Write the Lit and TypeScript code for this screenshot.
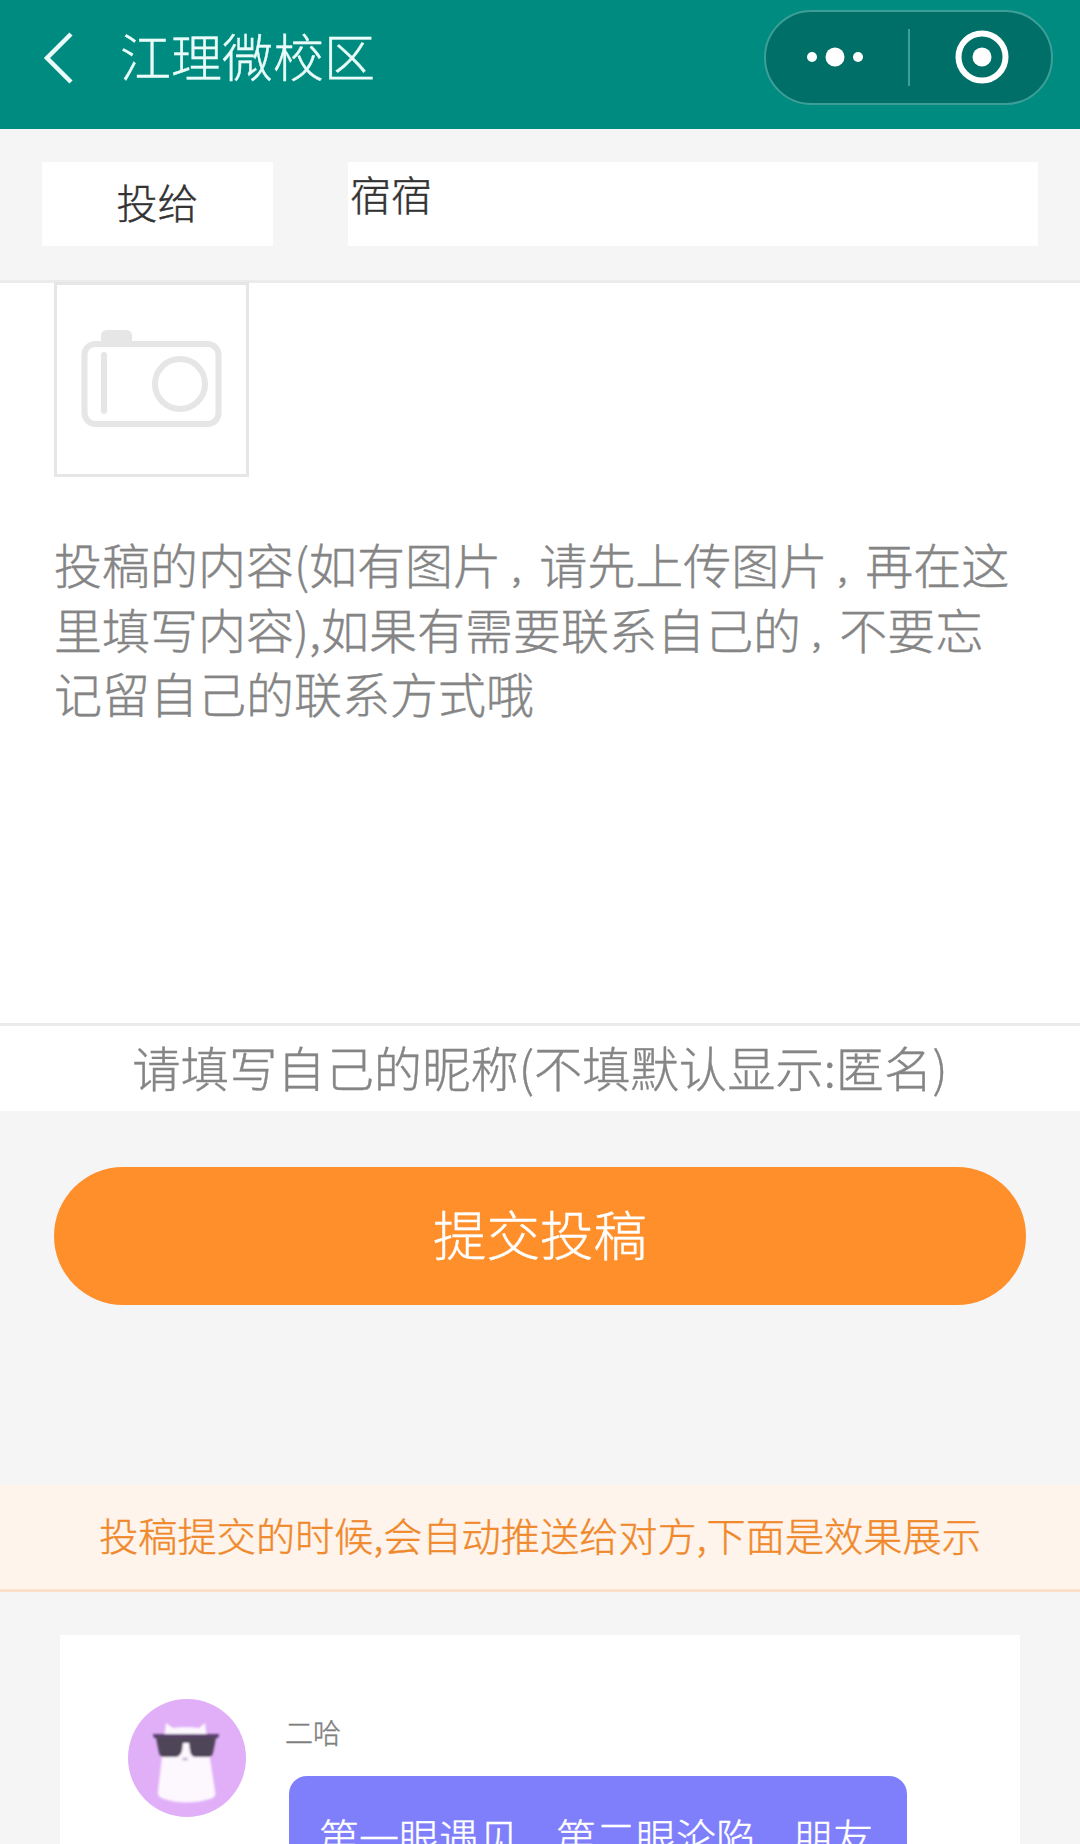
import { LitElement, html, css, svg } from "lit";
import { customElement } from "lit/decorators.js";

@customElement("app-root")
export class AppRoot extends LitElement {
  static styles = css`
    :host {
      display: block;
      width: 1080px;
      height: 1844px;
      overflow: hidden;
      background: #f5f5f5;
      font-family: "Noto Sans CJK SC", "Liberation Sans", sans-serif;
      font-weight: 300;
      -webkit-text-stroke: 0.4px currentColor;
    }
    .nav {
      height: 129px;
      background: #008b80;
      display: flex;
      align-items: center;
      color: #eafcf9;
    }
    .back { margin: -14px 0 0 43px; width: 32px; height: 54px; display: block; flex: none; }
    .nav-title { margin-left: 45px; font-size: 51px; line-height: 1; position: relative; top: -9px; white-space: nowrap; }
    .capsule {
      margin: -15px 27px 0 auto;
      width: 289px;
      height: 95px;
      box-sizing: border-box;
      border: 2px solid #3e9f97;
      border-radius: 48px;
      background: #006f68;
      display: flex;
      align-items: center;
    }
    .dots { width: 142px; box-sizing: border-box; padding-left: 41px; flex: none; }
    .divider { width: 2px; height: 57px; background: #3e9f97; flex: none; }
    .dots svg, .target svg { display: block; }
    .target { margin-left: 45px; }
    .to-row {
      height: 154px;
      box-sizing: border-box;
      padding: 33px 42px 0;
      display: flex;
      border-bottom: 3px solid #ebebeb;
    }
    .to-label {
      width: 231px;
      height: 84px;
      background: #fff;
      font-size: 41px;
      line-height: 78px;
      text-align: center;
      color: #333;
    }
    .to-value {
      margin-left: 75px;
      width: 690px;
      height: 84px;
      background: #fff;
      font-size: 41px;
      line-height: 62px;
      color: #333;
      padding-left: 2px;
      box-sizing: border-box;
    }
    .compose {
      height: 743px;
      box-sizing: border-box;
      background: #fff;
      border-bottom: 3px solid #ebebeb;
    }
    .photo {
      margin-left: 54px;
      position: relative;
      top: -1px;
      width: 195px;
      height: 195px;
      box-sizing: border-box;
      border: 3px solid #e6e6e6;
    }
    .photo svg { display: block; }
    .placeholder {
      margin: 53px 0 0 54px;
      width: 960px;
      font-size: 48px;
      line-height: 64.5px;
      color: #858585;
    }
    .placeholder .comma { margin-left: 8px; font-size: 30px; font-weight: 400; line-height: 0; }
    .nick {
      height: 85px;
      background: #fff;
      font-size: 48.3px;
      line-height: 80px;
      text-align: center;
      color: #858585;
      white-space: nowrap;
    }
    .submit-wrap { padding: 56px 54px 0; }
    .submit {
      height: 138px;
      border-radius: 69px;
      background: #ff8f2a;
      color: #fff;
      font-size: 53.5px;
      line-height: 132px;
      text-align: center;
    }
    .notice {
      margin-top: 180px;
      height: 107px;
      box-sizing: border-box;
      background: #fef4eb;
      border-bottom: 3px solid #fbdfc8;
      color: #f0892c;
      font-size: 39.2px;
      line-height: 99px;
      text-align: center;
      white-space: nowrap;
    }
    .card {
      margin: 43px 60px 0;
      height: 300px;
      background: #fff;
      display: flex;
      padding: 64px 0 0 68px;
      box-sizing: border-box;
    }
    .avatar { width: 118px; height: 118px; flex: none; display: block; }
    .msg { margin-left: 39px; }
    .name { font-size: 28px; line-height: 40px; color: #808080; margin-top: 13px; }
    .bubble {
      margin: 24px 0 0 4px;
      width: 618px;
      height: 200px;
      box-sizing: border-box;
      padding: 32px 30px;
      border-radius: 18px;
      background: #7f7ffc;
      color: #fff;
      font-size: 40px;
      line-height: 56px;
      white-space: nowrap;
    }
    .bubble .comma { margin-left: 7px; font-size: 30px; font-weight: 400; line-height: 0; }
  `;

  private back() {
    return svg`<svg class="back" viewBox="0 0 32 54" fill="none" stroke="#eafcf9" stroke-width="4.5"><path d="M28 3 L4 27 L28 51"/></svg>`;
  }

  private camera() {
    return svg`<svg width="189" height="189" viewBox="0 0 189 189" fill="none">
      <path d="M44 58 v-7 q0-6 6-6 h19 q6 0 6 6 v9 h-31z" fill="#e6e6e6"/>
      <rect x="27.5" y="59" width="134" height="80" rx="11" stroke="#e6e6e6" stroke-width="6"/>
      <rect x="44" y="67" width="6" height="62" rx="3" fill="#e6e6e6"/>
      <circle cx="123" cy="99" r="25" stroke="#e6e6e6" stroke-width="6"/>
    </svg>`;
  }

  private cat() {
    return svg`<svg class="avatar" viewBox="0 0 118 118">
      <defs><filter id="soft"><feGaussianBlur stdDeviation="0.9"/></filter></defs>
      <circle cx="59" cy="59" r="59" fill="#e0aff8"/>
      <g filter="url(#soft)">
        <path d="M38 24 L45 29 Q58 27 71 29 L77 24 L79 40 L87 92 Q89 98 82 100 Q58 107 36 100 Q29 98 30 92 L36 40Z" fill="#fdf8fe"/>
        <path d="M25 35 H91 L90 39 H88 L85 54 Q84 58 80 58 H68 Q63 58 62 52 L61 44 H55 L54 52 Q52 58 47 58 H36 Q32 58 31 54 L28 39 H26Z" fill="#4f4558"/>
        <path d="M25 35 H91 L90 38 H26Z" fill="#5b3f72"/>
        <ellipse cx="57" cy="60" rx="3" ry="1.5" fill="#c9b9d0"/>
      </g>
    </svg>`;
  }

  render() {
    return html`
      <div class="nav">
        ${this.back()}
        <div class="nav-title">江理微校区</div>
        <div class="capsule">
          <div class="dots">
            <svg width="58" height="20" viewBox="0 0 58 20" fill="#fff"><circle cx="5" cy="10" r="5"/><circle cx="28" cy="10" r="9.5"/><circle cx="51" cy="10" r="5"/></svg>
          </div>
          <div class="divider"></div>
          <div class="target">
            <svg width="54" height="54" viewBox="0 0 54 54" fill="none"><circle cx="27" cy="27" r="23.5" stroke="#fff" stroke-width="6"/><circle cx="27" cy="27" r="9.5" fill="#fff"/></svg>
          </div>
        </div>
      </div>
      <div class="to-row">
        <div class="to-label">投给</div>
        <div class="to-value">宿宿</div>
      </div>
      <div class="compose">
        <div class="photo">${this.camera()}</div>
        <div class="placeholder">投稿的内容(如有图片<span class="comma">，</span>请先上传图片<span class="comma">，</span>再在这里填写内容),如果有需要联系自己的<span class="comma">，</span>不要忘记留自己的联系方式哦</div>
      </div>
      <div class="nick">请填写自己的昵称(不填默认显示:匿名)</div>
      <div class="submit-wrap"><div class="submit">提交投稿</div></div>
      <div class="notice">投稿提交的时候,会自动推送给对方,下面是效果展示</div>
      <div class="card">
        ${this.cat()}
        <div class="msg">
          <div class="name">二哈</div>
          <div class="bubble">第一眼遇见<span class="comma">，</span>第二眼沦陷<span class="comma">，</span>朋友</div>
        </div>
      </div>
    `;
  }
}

Your instructions:
Without the pictures, repeat the listing above exactly.

Task answer:
Write the Lit and TypeScript code for this screenshot.
import { LitElement, html, css, svg } from "lit";
import { customElement } from "lit/decorators.js";

@customElement("app-root")
export class AppRoot extends LitElement {
  static styles = css`
    :host {
      display: block;
      width: 1080px;
      height: 1844px;
      overflow: hidden;
      background: #f5f5f5;
      font-family: "Noto Sans CJK SC", "Liberation Sans", sans-serif;
      font-weight: 300;
      -webkit-text-stroke: 0.4px currentColor;
    }
    .nav {
      height: 129px;
      background: #008b80;
      display: flex;
      align-items: center;
      color: #eafcf9;
    }
    .back { margin: -14px 0 0 43px; width: 32px; height: 54px; display: block; flex: none; }
    .nav-title { margin-left: 45px; font-size: 51px; line-height: 1; position: relative; top: -9px; white-space: nowrap; }
    .capsule {
      margin: -15px 27px 0 auto;
      width: 289px;
      height: 95px;
      box-sizing: border-box;
      border: 2px solid #3e9f97;
      border-radius: 48px;
      background: #006f68;
      display: flex;
      align-items: center;
    }
    .dots { width: 142px; box-sizing: border-box; padding-left: 41px; flex: none; }
    .divider { width: 2px; height: 57px; background: #3e9f97; flex: none; }
    .dots svg, .target svg { display: block; }
    .target { margin-left: 45px; }
    .to-row {
      height: 154px;
      box-sizing: border-box;
      padding: 33px 42px 0;
      display: flex;
      border-bottom: 3px solid #ebebeb;
    }
    .to-label {
      width: 231px;
      height: 84px;
      background: #fff;
      font-size: 41px;
      line-height: 78px;
      text-align: center;
      color: #333;
    }
    .to-value {
      margin-left: 75px;
      width: 690px;
      height: 84px;
      background: #fff;
      font-size: 41px;
      line-height: 62px;
      color: #333;
      padding-left: 2px;
      box-sizing: border-box;
    }
    .compose {
      height: 743px;
      box-sizing: border-box;
      background: #fff;
      border-bottom: 3px solid #ebebeb;
    }
    .photo {
      margin-left: 54px;
      position: relative;
      top: -1px;
      width: 195px;
      height: 195px;
      box-sizing: border-box;
      border: 3px solid #e6e6e6;
    }
    .photo svg { display: block; }
    .placeholder {
      margin: 53px 0 0 54px;
      width: 960px;
      font-size: 48px;
      line-height: 64.5px;
      color: #858585;
    }
    .placeholder .comma { margin-left: 8px; font-size: 30px; font-weight: 400; line-height: 0; }
    .nick {
      height: 85px;
      background: #fff;
      font-size: 48.3px;
      line-height: 80px;
      text-align: center;
      color: #858585;
      white-space: nowrap;
    }
    .submit-wrap { padding: 56px 54px 0; }
    .submit {
      height: 138px;
      border-radius: 69px;
      background: #ff8f2a;
      color: #fff;
      font-size: 53.5px;
      line-height: 132px;
      text-align: center;
    }
    .notice {
      margin-top: 180px;
      height: 107px;
      box-sizing: border-box;
      background: #fef4eb;
      border-bottom: 3px solid #fbdfc8;
      color: #f0892c;
      font-size: 39.2px;
      line-height: 99px;
      text-align: center;
      white-space: nowrap;
    }
    .card {
      margin: 43px 60px 0;
      height: 300px;
      background: #fff;
      display: flex;
      padding: 64px 0 0 68px;
      box-sizing: border-box;
    }
    .avatar { width: 118px; height: 118px; flex: none; display: block; }
    .msg { margin-left: 39px; }
    .name { font-size: 28px; line-height: 40px; color: #808080; margin-top: 13px; }
    .bubble {
      margin: 24px 0 0 4px;
      width: 618px;
      height: 200px;
      box-sizing: border-box;
      padding: 32px 30px;
      border-radius: 18px;
      background: #7f7ffc;
      color: #fff;
      font-size: 40px;
      line-height: 56px;
      white-space: nowrap;
    }
    .bubble .comma { margin-left: 7px; font-size: 30px; font-weight: 400; line-height: 0; }
  `;

  private back() {
    return svg`<svg class="back" viewBox="0 0 32 54" fill="none" stroke="#eafcf9" stroke-width="4.5"><path d="M28 3 L4 27 L28 51"/></svg>`;
  }

  private camera() {
    return svg`<svg width="189" height="189" viewBox="0 0 189 189" fill="none">
      <path d="M44 58 v-7 q0-6 6-6 h19 q6 0 6 6 v9 h-31z" fill="#e6e6e6"/>
      <rect x="27.5" y="59" width="134" height="80" rx="11" stroke="#e6e6e6" stroke-width="6"/>
      <rect x="44" y="67" width="6" height="62" rx="3" fill="#e6e6e6"/>
      <circle cx="123" cy="99" r="25" stroke="#e6e6e6" stroke-width="6"/>
    </svg>`;
  }

  private cat() {
    return svg`<svg class="avatar" viewBox="0 0 118 118">
      <defs><filter id="soft"><feGaussianBlur stdDeviation="0.9"/></filter></defs>
      <circle cx="59" cy="59" r="59" fill="#e0aff8"/>
      <g filter="url(#soft)">
        <path d="M38 24 L45 29 Q58 27 71 29 L77 24 L79 40 L87 92 Q89 98 82 100 Q58 107 36 100 Q29 98 30 92 L36 40Z" fill="#fdf8fe"/>
        <path d="M25 35 H91 L90 39 H88 L85 54 Q84 58 80 58 H68 Q63 58 62 52 L61 44 H55 L54 52 Q52 58 47 58 H36 Q32 58 31 54 L28 39 H26Z" fill="#4f4558"/>
        <path d="M25 35 H91 L90 38 H26Z" fill="#5b3f72"/>
        <ellipse cx="57" cy="60" rx="3" ry="1.5" fill="#c9b9d0"/>
      </g>
    </svg>`;
  }

  render() {
    return html`
      <div class="nav">
        ${this.back()}
        <div class="nav-title">江理微校区</div>
        <div class="capsule">
          <div class="dots">
            <svg width="58" height="20" viewBox="0 0 58 20" fill="#fff"><circle cx="5" cy="10" r="5"/><circle cx="28" cy="10" r="9.5"/><circle cx="51" cy="10" r="5"/></svg>
          </div>
          <div class="divider"></div>
          <div class="target">
            <svg width="54" height="54" viewBox="0 0 54 54" fill="none"><circle cx="27" cy="27" r="23.5" stroke="#fff" stroke-width="6"/><circle cx="27" cy="27" r="9.5" fill="#fff"/></svg>
          </div>
        </div>
      </div>
      <div class="to-row">
        <div class="to-label">投给</div>
        <div class="to-value">宿宿</div>
      </div>
      <div class="compose">
        <div class="photo">${this.camera()}</div>
        <div class="placeholder">投稿的内容(如有图片<span class="comma">，</span>请先上传图片<span class="comma">，</span>再在这里填写内容),如果有需要联系自己的<span class="comma">，</span>不要忘记留自己的联系方式哦</div>
      </div>
      <div class="nick">请填写自己的昵称(不填默认显示:匿名)</div>
      <div class="submit-wrap"><div class="submit">提交投稿</div></div>
      <div class="notice">投稿提交的时候,会自动推送给对方,下面是效果展示</div>
      <div class="card">
        ${this.cat()}
        <div class="msg">
          <div class="name">二哈</div>
          <div class="bubble">第一眼遇见<span class="comma">，</span>第二眼沦陷<span class="comma">，</span>朋友</div>
        </div>
      </div>
    `;
  }
}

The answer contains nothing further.